Chicken Boy grows into Super Chikan
Super Chikan was playing the blues well before he was making guitars, but back then, he was called “Chicken Boy.”
“When I was real little, everyone else was working and my job was to take care of the chickens so they started calling me Chicken Boy. Then I grew up into a Super Chikan,” he said.
Super Chikan has been playing music for as long as he can remember. He grew up in a musical family, and as a small child, he played a homemade diddley-bow – a board with a single piece of wire stretched between two nails and played with a bottleneck, pocketknife, or even a nail. It was a common household instrument in the Deep South, especially in African American communities, and it was often the first instrument children learned to play.
As he got older, Chikan started playing for audiences, most notably with his uncle, Big Jack Johnson.
“I had to get over being shy though,” he said. “I was real shy and it took a long time to get stage fright out of the way. But I got up there and I let out my chicken crow and I got everybody’s attention.”
Bluesman
Super Chikan started writing his own songs, usually on long hauls while working as a truck driver, and he estimates he’s written about 50,000 of them by now.
“I don’t have a favorite,” he said. “My songs are like my children – I love them all.”
He’s recorded 10 albums, but of course, a lot of the songs never made it on to the albums. And a lot more were never recorded at all.
“Most of the time I get on stage and just make it up,” he said. If no one is recording live and he doesn’t remember the song later, it’s just lost to the moment.
“Being on stage is like being an airplane pilot,” he said. “The airplane pilot is responsible for the whole plane – all the passengers. When I get up on stage, I’m responsible for the whole audience – I’ve got to decide where to take them and I’ve got to get them there. That’s why, when I crow to get their attention, I say, ‘Now I’m in charge.’ Whether I’m really in charge or not, I tell them I’m in charge. Now I’ve got to get them there.”
Super Chikan said he can play just about any instrument you hand him, but the guitar and his own banjo-like take on the diddley-bow are his preference. Any of his songs can be played with any of his guitars, which is a good thing, he said, because he doesn’t usually plan out ahead of time what he’s going to play on stage.
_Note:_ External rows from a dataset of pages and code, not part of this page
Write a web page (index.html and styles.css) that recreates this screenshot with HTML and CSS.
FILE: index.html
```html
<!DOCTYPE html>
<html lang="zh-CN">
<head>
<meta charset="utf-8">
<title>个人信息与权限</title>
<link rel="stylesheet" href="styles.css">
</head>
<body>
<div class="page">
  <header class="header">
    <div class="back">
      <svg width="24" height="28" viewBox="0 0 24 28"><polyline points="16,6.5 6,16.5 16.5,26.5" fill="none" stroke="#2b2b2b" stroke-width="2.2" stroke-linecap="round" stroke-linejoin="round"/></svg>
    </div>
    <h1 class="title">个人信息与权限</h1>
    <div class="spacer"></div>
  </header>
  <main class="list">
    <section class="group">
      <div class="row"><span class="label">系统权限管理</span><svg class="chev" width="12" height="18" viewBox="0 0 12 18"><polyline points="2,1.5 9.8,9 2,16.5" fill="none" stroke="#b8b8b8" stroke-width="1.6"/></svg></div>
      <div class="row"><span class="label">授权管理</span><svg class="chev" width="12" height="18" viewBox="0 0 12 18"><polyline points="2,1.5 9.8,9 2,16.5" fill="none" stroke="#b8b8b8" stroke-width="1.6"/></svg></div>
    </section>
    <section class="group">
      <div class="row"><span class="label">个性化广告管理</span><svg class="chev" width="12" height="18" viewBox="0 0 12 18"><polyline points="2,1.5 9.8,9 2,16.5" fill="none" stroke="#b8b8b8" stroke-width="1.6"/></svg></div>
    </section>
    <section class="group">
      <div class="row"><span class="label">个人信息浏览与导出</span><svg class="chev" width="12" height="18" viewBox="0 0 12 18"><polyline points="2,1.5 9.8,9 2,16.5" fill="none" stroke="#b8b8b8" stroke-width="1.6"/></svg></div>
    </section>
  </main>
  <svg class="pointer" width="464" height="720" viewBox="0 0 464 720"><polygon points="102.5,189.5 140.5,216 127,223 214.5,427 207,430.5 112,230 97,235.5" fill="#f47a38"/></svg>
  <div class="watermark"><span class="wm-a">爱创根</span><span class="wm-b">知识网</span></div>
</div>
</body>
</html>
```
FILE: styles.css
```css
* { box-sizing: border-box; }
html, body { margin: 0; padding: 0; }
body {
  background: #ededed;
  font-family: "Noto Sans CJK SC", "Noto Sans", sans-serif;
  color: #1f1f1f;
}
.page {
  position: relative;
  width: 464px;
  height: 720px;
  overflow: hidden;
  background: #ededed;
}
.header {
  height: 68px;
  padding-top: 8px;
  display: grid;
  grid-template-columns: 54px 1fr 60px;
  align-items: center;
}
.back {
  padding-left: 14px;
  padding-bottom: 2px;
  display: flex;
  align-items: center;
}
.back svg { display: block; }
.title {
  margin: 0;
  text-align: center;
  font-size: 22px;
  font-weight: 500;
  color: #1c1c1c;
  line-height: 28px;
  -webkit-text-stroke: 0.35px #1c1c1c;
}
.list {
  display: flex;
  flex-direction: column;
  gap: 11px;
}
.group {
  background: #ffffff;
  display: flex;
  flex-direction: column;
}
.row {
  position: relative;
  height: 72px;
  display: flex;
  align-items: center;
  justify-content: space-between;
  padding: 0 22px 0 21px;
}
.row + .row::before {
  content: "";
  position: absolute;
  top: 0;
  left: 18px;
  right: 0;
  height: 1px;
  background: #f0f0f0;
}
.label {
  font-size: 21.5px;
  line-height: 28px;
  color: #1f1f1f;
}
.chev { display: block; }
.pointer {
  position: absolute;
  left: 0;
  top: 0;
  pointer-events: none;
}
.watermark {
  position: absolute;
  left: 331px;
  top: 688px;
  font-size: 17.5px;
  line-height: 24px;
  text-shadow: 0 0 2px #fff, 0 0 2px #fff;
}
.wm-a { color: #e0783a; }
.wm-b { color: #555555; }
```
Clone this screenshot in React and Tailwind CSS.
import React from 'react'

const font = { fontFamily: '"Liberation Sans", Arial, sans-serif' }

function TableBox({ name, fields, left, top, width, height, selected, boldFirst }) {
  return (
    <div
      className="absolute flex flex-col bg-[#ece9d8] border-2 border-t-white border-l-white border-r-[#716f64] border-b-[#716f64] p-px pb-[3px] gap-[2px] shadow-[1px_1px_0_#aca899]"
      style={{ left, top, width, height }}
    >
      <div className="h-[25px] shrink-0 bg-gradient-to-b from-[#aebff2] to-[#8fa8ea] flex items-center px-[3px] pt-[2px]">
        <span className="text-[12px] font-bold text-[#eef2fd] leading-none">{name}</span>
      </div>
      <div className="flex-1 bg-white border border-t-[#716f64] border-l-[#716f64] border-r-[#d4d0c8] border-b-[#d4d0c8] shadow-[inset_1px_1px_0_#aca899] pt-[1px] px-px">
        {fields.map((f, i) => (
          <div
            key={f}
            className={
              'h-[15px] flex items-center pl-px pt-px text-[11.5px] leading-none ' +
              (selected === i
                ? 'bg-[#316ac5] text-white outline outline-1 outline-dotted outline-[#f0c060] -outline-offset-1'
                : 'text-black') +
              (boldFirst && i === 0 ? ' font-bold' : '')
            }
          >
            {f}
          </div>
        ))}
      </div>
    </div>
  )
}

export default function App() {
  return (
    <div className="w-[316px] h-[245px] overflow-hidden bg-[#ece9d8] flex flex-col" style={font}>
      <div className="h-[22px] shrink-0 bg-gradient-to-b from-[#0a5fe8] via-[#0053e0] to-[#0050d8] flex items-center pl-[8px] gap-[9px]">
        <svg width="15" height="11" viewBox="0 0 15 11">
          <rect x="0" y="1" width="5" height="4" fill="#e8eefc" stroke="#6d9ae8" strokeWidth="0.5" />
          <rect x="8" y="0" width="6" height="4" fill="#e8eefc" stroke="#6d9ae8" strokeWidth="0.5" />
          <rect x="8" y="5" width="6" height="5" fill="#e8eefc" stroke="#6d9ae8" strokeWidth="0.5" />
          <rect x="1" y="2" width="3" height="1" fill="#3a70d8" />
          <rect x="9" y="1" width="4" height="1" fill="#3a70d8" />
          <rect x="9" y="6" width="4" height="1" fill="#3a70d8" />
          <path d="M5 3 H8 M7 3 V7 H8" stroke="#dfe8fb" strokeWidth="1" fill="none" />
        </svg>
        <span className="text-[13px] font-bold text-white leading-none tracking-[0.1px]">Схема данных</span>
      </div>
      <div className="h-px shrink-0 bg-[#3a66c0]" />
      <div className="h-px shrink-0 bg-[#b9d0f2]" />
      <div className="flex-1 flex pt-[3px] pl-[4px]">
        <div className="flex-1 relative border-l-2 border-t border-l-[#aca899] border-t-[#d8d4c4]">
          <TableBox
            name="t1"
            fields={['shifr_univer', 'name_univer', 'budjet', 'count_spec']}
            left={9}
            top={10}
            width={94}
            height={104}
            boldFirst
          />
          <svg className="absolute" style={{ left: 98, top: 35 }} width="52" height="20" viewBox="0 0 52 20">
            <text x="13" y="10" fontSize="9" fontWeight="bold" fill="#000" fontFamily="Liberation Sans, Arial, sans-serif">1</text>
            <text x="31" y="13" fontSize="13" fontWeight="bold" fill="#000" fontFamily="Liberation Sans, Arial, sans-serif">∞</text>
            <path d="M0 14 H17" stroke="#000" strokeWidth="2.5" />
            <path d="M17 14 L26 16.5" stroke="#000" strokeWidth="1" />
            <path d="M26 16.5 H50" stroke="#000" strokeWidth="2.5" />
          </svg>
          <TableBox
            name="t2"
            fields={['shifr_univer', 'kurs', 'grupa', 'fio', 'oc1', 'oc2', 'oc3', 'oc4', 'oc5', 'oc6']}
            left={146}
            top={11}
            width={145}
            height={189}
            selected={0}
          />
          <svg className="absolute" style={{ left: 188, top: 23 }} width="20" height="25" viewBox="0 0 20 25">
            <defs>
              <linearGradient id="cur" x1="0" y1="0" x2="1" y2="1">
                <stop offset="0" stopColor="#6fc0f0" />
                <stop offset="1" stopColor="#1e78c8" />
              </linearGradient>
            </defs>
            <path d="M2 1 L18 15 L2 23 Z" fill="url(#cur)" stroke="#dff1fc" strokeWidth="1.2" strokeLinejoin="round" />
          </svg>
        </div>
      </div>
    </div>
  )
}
“Except for the ones on the diddley-bow,” he added. “The ones I recorded on the diddley-bow, I like to play them on the diddley-bow so they sound like they did on the album.”
When he performs at the Richmond Folk Festival, Super Chikan said he’ll probably bring three guitars of his own – not counting the one to be auctioned off.
“I usually travel with three or four,” he said. “And it’s the ones I make myself.”
“A hunk of manure”
Known equally as a craftsman of musical instruments and as a musician, Super Chikan says he’s been called a “double artist” and as “one of the last of the original Delta boys.” But that’s not the first term that comes into his mind when asked whether he considers himself a craftsman who plays music or a musician who makes guitars.
“I’m from the country and we didn’t have much education,” he said. “Everything over four letters was either a sickness or a curse word. So one day this man called me a ‘hunk of manure’ and I said, ‘Did you just call me a hunk of manure?’ He said, ‘No, I called you a … ’ and then I thought he said it again – it sounded like he said ‘a hunk of manure.’ It was a long time before I knew the word ‘entrepreneur,’ but I think that’s what he said. But now when people ask what I am, I always think first that I’m a hunk of manure.”
Self-taught and doing his own thing
Super Chikan said he never learned to read music and he was never taught how to build guitars – he just learned how to play and how to make instruments on his own.
“I just figured it out. I was too dumb to learn from anyone else,” he said. “But it helps that I can’t read music; if you read music, you can get trapped in a box. I just have an ear and a feel for it.”
After more than 50 years of playing for audiences and building his own instruments, Super Chikan said he’s proud to have lived to be 67 and to have created his own legacy by doing his own thing.
“I’m Super Chikan; I ain’t nobody else,” he said. “And I’ll be talked about after I’m gone.”